Siamo d’accordo che non basta ergersi a custodi del politicamente corretto o sostituire questo lavoro solo col gioco delle alleanze?

«Se hai le elezioni nel breve periodo non puoi ignorare che se non ti allei perdi. Ma non c’è dubbio che il tema di fondo sia la costruzione di un pensiero che ci consenta di uscire da questa impasse segnata dal predominio della forza e del denaro. Che, nel breve periodo, fa vincere la destra. Sul lungo periodo è la rovina di tutti».

Lei scrisse: “Questa sinistra è inspiegabile a mia figlia”. Lo è ancora?

«Era un dialogo immaginario, per condividere un’inquietudine. Direi che ora sarebbe la mia ipotetica figlia a spiegarmi cosa potrebbe essere la sinistra viste le piazze dei suoi coetanei su Gaza».

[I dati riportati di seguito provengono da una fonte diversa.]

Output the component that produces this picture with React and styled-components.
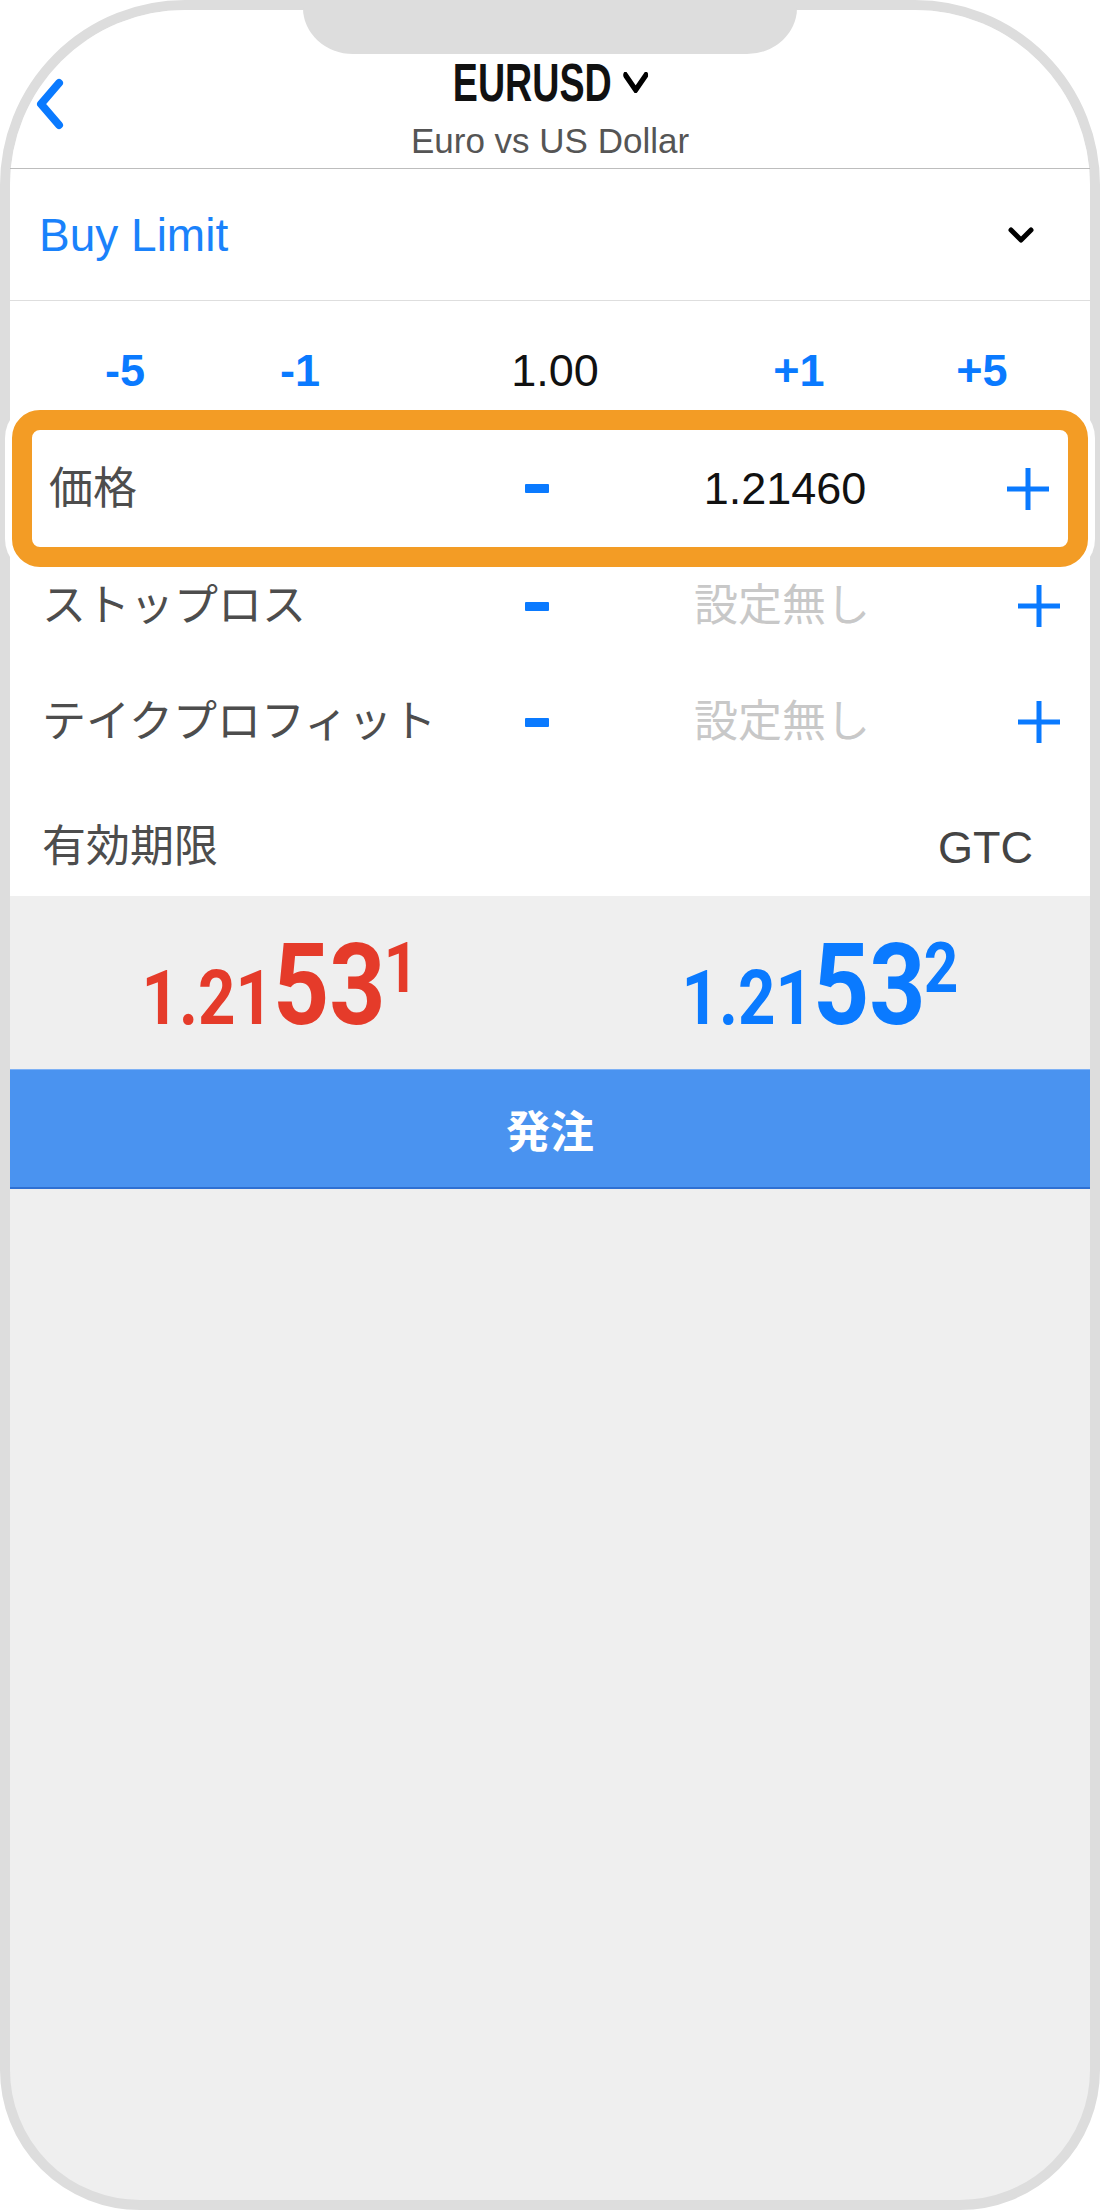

Se le avessero convocate i partiti?

«Sarebbero state semivuote. E invece sono state strabordanti perché si ponevano in alternativa sulla base di un moto spontaneo di indignazione – il riaffermare l’umano davanti all’inumano – senza tatticismi. Due fondamenti elementari, esattamente opposti agli elementari della destra che lavora invece su paura e rancore».

Che fine hanno fatto quelle piazze?

«La destra ha mandato anatemi come se fossero state organizzate dai leader della sinistra, la sinistra le ha immaginate sue, indebitamente, perché è ormai incapace di gestire il conflitto, sostituito dalla rissosità delle dichiarazioni quotidiane, che riproducono la dinamica tipica dei social. Tutto ormai dura ventiquattr’ore, lo spazio di un tweet, nulla si sedimenta».

Un conflitto sano, su idee di futuro, è l’antidoto all’odio e alla rissa?

«Esatto, ma un conflitto sano presuppone la capacità di ascoltare ciò che si muove nella pancia del Paese e il non percepirsi solo in una dimensione istituzionale. Cosa che riguarda anche il sindacato, nonostante si aggravino le condizioni materiali di quelli che dovrebbe rappresentare».

Ma il Pd secondo lei serve ancora?

«Finché esiste il melonismo, qualunque cosa può essere utile. Ma è terribilmente insufficiente».